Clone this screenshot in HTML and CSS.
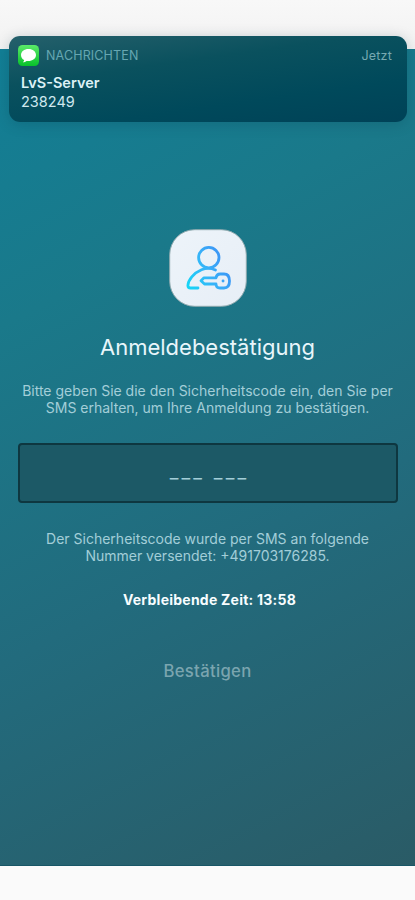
FILE: index.html
```html
<!DOCTYPE html>
<html lang="de">
<head>
<meta charset="utf-8">
<title>Anmeldebestätigung</title>
<link rel="stylesheet" href="styles.css">
</head>
<body>
<main class="screen">
  <svg class="app-icon" viewBox="0 0 78 78" aria-hidden="true">
    <defs>
      <linearGradient id="stroke" gradientUnits="userSpaceOnUse" x1="17" y1="54" x2="61" y2="32">
        <stop offset="0" stop-color="#16d5f6"/>
        <stop offset="0.5" stop-color="#38b3f8"/>
        <stop offset="1" stop-color="#3d8ef5"/>
      </linearGradient>
      <linearGradient id="tile" x1="0" y1="0" x2="1" y2="1">
        <stop offset="0" stop-color="#edf4fa"/>
        <stop offset="1" stop-color="#e7eef6"/>
      </linearGradient>
    </defs>
    <rect x="0.7" y="0.7" width="76.6" height="76.6" rx="25" fill="url(#tile)" stroke="#8fa9ae" stroke-width="1"/>
    <g fill="none" stroke="url(#stroke)" stroke-width="2.8" stroke-linecap="round" stroke-linejoin="round">
      <circle cx="39.800" cy="28.600" r="10.200"/>
      <path d="M46.500 41C42.500 39.200 37 39 32.500 40.700C24.500 44 19.100 51 18.900 56.500C18.900 58.300 19.900 59 21.500 59H29"/>
      <path d="M47 48.800H35L32 51.800L35.500 55H47M47 48.800C47.500 46 48.500 45 51 45H55C59 45 60.500 48 60.500 52C60.500 56.300 59 59 55 59H51C48 59 47 57.800 47 55"/>
      <path d="M54 52H54.100"/>
    </g>
  </svg>
  <h1 class="title">Anmeldebestätigung</h1>
  <p class="copy intro">Bitte geben Sie die den Sicherheitscode ein, den Sie per<br>SMS erhalten, um Ihre Anmeldung zu bestätigen.</p>
  <div class="code-field"><span class="code">___ ___</span></div>
  <p class="copy sent">Der Sicherheitscode wurde per SMS an folgende<br>Nummer versendet: +491703176285.</p>
  <p class="timer">Verbleibende Zeit: 13:58</p>
  <button class="confirm" type="button">Bestätigen</button>
</main>
<aside class="notification">
  <header class="note-head">
    <svg class="note-icon" viewBox="0 0 21 21" aria-hidden="true">
      <defs><linearGradient id="green" x1="0" y1="0" x2="0" y2="1"><stop offset="0" stop-color="#5bea69"/><stop offset="1" stop-color="#08c12b"/></linearGradient></defs>
      <rect width="21" height="21" rx="4.500" fill="url(#green)"/>
      <path fill="#fff" d="M10.500 4C6.200 4 3 6.600 3 10C3 12.200 4.200 14 6.100 15.100C6.100 16 5.500 16.700 4.900 17.200C6.400 17.200 7.600 16.700 8.500 15.900C13.700 16.600 18 14 18 10C18 6.600 14.800 4 10.500 4Z"/>
    </svg>
    <span class="note-app">NACHRICHTEN</span>
    <time class="note-time">Jetzt</time>
  </header>
  <div class="note-sender">LvS-Server</div>
  <div class="note-body">238249</div>
</aside>
</body>
</html>
```
FILE: styles.css
```css
* { box-sizing: border-box; }
body {
  margin: 0;
  height: 900px;
  padding-top: 49px;
  position: relative;
  overflow: hidden;
  background: linear-gradient(#f8f8f8 0, #f2f2f2 49px, #fafafa 50px);
  font-family: Inter, "Liberation Sans", sans-serif;
}
.screen {
  height: 817px;
  padding-top: 180px;
  display: flex;
  flex-direction: column;
  align-items: center;
  background: linear-gradient(153deg, #127f96 0%, #1a798a 27%, #226b7d 60%, #2a5b66 100%);
  border-bottom: 1px solid #185666;
  text-align: center;
  white-space: nowrap;
}
.app-icon { width: 78px; height: 78px; flex: none; }
.title {
  margin: 25px 0 0;
  font-size: 22px;
  line-height: 30px;
  font-weight: 400;
  color: #e8f6fb;
}
.copy {
  margin: 0;
  font-size: 14px;
  line-height: 17px;
  color: #a3ced8;
}
.intro { margin-top: 20px; }
.code-field {
  width: 380px;
  height: 60px;
  margin-top: 27px;
  display: flex;
  justify-content: center;
  align-items: center;
  background: #1c5966;
  border: 2px solid #0e3740;
  border-radius: 4px;
}
.code { margin: 0 0 4px 4px; font-size: 19px; letter-spacing: 3.2px; color: #a3ced8; }
.sent { margin-top: 27px; }
.timer {
  margin: 27px 0 0 4px;
  font-size: 14px;
  line-height: 17px;
  font-weight: 700;
  letter-spacing: 0.24px;
  color: #f7fdff;
}
.confirm {
  margin-top: 53px;
  padding: 0;
  border: 0;
  background: none;
  font: 500 16.7px/20px Inter, sans-serif;
  letter-spacing: 0.3px;
  color: #7ba5af;
}
.notification {
  position: absolute;
  left: 9px;
  top: 36px;
  width: 398px;
  height: 86px;
  padding: 9px 15px 0 9px;
  border-radius: 11px;
  background: linear-gradient(172deg, #25606b 0%, #0a515e 35%, #00495b 70%, #004257 100%);
  box-shadow: 0 2px 14px rgba(0, 50, 65, 0.22);
}
.note-head { display: flex; align-items: center; height: 21px; }
.note-icon { width: 21px; height: 21px; }
.note-app { margin-left: 7px; font-size: 12.5px; letter-spacing: 0.15px; color: #66a7b2; }
.note-time { margin-left: auto; font-size: 12.5px; letter-spacing: 0.2px; color: #76a9b1; }
.note-sender { margin: 7px 0 0 3px; font-size: 14.5px; line-height: 19px; font-weight: 600; color: #dcf1f6; }
.note-body { margin-left: 3px; font-size: 14.5px; line-height: 19px; color: #cfe8ef; }
```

-.-.-

### What the task requires
Every line should be retyped exactly, with the pictures omitted.

### Final result
Clone this screenshot in HTML and CSS.
FILE: index.html
```html
<!DOCTYPE html>
<html lang="de">
<head>
<meta charset="utf-8">
<title>Anmeldebestätigung</title>
<link rel="stylesheet" href="styles.css">
</head>
<body>
<main class="screen">
  <svg class="app-icon" viewBox="0 0 78 78" aria-hidden="true">
    <defs>
      <linearGradient id="stroke" gradientUnits="userSpaceOnUse" x1="17" y1="54" x2="61" y2="32">
        <stop offset="0" stop-color="#16d5f6"/>
        <stop offset="0.5" stop-color="#38b3f8"/>
        <stop offset="1" stop-color="#3d8ef5"/>
      </linearGradient>
      <linearGradient id="tile" x1="0" y1="0" x2="1" y2="1">
        <stop offset="0" stop-color="#edf4fa"/>
        <stop offset="1" stop-color="#e7eef6"/>
      </linearGradient>
    </defs>
    <rect x="0.7" y="0.7" width="76.6" height="76.6" rx="25" fill="url(#tile)" stroke="#8fa9ae" stroke-width="1"/>
    <g fill="none" stroke="url(#stroke)" stroke-width="2.8" stroke-linecap="round" stroke-linejoin="round">
      <circle cx="39.800" cy="28.600" r="10.200"/>
      <path d="M46.500 41C42.500 39.200 37 39 32.500 40.700C24.500 44 19.100 51 18.900 56.500C18.900 58.300 19.900 59 21.500 59H29"/>
      <path d="M47 48.800H35L32 51.800L35.500 55H47M47 48.800C47.500 46 48.500 45 51 45H55C59 45 60.500 48 60.500 52C60.500 56.300 59 59 55 59H51C48 59 47 57.800 47 55"/>
      <path d="M54 52H54.100"/>
    </g>
  </svg>
  <h1 class="title">Anmeldebestätigung</h1>
  <p class="copy intro">Bitte geben Sie die den Sicherheitscode ein, den Sie per<br>SMS erhalten, um Ihre Anmeldung zu bestätigen.</p>
  <div class="code-field"><span class="code">___ ___</span></div>
  <p class="copy sent">Der Sicherheitscode wurde per SMS an folgende<br>Nummer versendet: +491703176285.</p>
  <p class="timer">Verbleibende Zeit: 13:58</p>
  <button class="confirm" type="button">Bestätigen</button>
</main>
<aside class="notification">
  <header class="note-head">
    <svg class="note-icon" viewBox="0 0 21 21" aria-hidden="true">
      <defs><linearGradient id="green" x1="0" y1="0" x2="0" y2="1"><stop offset="0" stop-color="#5bea69"/><stop offset="1" stop-color="#08c12b"/></linearGradient></defs>
      <rect width="21" height="21" rx="4.500" fill="url(#green)"/>
      <path fill="#fff" d="M10.500 4C6.200 4 3 6.600 3 10C3 12.200 4.200 14 6.100 15.100C6.100 16 5.500 16.700 4.900 17.200C6.400 17.200 7.600 16.700 8.500 15.900C13.700 16.600 18 14 18 10C18 6.600 14.800 4 10.500 4Z"/>
    </svg>
    <span class="note-app">NACHRICHTEN</span>
    <time class="note-time">Jetzt</time>
  </header>
  <div class="note-sender">LvS-Server</div>
  <div class="note-body">238249</div>
</aside>
</body>
</html>
```
FILE: styles.css
```css
* { box-sizing: border-box; }
body {
  margin: 0;
  height: 900px;
  padding-top: 49px;
  position: relative;
  overflow: hidden;
  background: linear-gradient(#f8f8f8 0, #f2f2f2 49px, #fafafa 50px);
  font-family: Inter, "Liberation Sans", sans-serif;
}
.screen {
  height: 817px;
  padding-top: 180px;
  display: flex;
  flex-direction: column;
  align-items: center;
  background: linear-gradient(153deg, #127f96 0%, #1a798a 27%, #226b7d 60%, #2a5b66 100%);
  border-bottom: 1px solid #185666;
  text-align: center;
  white-space: nowrap;
}
.app-icon { width: 78px; height: 78px; flex: none; }
.title {
  margin: 25px 0 0;
  font-size: 22px;
  line-height: 30px;
  font-weight: 400;
  color: #e8f6fb;
}
.copy {
  margin: 0;
  font-size: 14px;
  line-height: 17px;
  color: #a3ced8;
}
.intro { margin-top: 20px; }
.code-field {
  width: 380px;
  height: 60px;
  margin-top: 27px;
  display: flex;
  justify-content: center;
  align-items: center;
  background: #1c5966;
  border: 2px solid #0e3740;
  border-radius: 4px;
}
.code { margin: 0 0 4px 4px; font-size: 19px; letter-spacing: 3.2px; color: #a3ced8; }
.sent { margin-top: 27px; }
.timer {
  margin: 27px 0 0 4px;
  font-size: 14px;
  line-height: 17px;
  font-weight: 700;
  letter-spacing: 0.24px;
  color: #f7fdff;
}
.confirm {
  margin-top: 53px;
  padding: 0;
  border: 0;
  background: none;
  font: 500 16.7px/20px Inter, sans-serif;
  letter-spacing: 0.3px;
  color: #7ba5af;
}
.notification {
  position: absolute;
  left: 9px;
  top: 36px;
  width: 398px;
  height: 86px;
  padding: 9px 15px 0 9px;
  border-radius: 11px;
  background: linear-gradient(172deg, #25606b 0%, #0a515e 35%, #00495b 70%, #004257 100%);
  box-shadow: 0 2px 14px rgba(0, 50, 65, 0.22);
}
.note-head { display: flex; align-items: center; height: 21px; }
.note-icon { width: 21px; height: 21px; }
.note-app { margin-left: 7px; font-size: 12.5px; letter-spacing: 0.15px; color: #66a7b2; }
.note-time { margin-left: auto; font-size: 12.5px; letter-spacing: 0.2px; color: #76a9b1; }
.note-sender { margin: 7px 0 0 3px; font-size: 14.5px; line-height: 19px; font-weight: 600; color: #dcf1f6; }
.note-body { margin-left: 3px; font-size: 14.5px; line-height: 19px; color: #cfe8ef; }
```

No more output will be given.